Determine which lines contain the word "index", then copy those lines.

════════

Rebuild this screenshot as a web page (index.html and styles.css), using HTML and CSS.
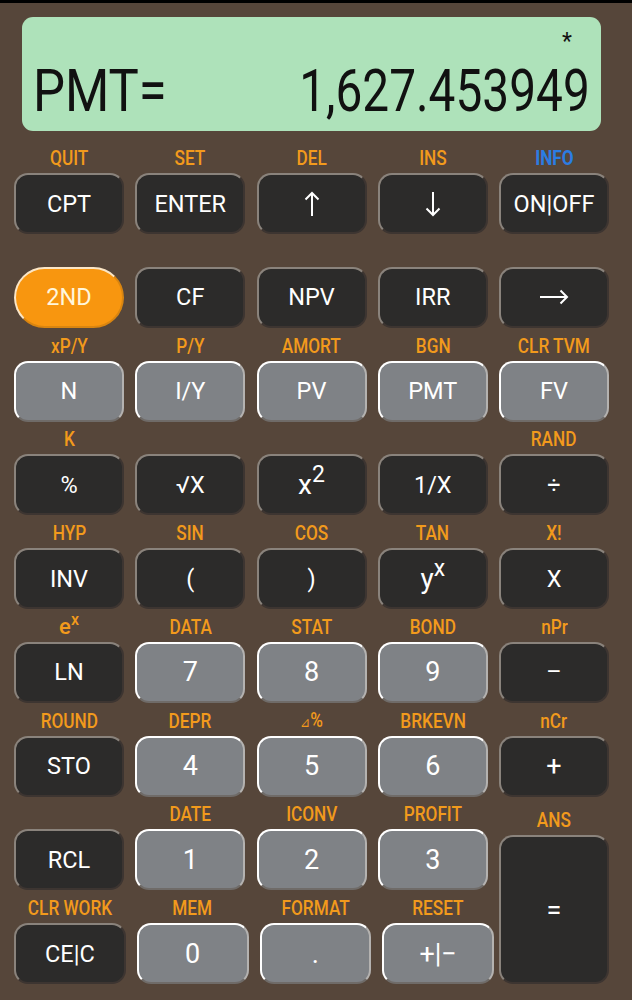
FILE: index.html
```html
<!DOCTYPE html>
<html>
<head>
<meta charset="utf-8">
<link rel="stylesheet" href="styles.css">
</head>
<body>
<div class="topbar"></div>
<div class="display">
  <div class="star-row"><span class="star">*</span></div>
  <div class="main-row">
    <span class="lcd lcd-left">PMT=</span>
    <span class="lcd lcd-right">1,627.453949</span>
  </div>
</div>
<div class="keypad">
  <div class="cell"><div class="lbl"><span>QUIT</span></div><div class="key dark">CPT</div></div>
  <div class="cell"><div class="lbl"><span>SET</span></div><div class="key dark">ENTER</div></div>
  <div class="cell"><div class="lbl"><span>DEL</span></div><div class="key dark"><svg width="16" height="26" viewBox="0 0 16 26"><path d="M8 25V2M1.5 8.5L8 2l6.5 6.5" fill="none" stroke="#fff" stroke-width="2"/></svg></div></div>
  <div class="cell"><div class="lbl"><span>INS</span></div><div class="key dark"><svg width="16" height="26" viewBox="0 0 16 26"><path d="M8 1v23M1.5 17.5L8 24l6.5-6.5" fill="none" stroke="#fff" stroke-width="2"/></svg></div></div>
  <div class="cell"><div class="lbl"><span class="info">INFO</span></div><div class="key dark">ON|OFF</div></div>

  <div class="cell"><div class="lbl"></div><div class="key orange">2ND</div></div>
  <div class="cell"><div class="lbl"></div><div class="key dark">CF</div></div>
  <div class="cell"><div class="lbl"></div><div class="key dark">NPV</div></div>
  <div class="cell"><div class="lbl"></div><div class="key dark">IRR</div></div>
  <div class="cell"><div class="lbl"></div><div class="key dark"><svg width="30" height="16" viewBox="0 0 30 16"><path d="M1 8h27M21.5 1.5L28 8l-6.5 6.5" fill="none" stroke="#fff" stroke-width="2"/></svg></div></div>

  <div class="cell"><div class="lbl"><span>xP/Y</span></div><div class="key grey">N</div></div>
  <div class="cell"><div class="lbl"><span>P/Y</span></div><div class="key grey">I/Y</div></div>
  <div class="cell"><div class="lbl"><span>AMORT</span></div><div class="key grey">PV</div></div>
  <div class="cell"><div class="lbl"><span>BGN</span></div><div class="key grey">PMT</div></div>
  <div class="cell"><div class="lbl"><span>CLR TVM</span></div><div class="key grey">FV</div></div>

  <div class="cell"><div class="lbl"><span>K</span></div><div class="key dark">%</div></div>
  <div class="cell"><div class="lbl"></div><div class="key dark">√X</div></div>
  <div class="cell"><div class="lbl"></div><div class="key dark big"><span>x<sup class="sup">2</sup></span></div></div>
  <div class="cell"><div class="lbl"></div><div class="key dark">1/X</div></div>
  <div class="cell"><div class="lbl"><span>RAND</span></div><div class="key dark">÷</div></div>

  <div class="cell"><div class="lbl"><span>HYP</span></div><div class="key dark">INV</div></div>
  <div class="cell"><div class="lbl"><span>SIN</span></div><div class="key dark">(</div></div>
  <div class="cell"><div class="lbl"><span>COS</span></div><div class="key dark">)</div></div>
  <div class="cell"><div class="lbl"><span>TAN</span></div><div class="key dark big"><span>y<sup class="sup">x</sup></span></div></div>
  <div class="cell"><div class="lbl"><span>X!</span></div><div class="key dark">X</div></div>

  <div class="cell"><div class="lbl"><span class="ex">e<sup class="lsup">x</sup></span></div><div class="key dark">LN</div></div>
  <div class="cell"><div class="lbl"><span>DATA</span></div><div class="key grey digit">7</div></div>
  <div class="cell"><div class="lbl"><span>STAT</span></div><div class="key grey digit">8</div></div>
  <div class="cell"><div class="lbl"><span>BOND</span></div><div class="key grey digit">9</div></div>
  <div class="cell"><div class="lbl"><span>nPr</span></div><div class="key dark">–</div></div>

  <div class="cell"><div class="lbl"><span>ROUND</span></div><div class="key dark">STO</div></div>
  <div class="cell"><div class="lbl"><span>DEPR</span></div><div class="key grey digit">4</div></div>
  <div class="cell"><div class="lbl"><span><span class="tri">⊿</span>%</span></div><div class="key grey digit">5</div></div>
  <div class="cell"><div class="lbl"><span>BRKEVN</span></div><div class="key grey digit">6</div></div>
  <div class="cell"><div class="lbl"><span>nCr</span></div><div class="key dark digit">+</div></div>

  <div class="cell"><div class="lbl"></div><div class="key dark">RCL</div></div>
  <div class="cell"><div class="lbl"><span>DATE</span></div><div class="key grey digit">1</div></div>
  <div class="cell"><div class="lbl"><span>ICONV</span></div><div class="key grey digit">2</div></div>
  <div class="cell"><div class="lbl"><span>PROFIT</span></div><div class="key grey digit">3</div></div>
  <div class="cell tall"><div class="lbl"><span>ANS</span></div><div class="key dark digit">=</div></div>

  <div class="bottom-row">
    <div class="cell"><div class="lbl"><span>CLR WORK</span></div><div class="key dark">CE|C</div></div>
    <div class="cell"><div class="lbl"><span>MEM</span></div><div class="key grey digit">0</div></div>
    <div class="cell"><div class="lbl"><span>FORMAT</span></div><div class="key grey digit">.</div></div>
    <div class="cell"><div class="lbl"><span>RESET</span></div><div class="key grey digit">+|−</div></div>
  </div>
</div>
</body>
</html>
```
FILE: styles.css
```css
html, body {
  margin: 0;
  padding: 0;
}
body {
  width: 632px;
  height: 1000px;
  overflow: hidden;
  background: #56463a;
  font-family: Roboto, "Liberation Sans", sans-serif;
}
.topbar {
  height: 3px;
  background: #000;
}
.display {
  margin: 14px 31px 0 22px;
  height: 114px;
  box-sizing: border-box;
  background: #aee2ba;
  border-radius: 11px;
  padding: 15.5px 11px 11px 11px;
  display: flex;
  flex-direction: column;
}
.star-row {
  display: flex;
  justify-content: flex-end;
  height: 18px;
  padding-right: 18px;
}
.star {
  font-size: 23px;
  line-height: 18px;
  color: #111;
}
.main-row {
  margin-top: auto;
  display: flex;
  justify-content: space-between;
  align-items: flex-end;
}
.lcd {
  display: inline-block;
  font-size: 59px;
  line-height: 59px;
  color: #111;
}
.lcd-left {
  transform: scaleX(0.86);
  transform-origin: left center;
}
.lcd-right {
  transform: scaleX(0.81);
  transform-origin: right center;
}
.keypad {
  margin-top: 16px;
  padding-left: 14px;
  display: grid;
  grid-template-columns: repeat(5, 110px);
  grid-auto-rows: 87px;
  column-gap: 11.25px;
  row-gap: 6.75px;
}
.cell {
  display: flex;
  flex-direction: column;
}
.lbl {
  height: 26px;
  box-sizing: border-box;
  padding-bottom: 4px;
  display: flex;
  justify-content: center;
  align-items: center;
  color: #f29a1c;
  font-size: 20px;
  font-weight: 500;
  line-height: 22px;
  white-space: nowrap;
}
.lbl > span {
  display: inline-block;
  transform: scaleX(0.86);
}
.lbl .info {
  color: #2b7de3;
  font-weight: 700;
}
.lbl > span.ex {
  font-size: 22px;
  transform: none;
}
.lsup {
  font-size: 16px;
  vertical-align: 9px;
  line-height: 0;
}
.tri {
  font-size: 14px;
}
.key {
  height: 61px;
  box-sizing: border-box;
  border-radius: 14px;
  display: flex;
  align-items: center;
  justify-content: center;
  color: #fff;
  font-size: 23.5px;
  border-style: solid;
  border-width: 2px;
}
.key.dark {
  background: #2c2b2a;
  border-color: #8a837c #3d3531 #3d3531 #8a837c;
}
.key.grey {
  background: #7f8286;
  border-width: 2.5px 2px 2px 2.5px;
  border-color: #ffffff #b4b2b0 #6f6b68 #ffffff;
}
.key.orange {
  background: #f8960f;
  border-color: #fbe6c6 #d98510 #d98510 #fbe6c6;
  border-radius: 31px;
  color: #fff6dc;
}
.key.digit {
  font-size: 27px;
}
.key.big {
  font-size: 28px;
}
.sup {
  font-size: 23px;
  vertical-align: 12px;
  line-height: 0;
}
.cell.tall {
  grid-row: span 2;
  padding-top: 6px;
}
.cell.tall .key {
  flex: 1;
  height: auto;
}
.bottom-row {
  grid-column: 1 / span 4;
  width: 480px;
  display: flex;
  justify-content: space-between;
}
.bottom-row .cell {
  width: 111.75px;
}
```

════════

(SOLUTION TO THIS TASK)
Rebuild this screenshot as a web page (index.html and styles.css), using HTML and CSS.
FILE: index.html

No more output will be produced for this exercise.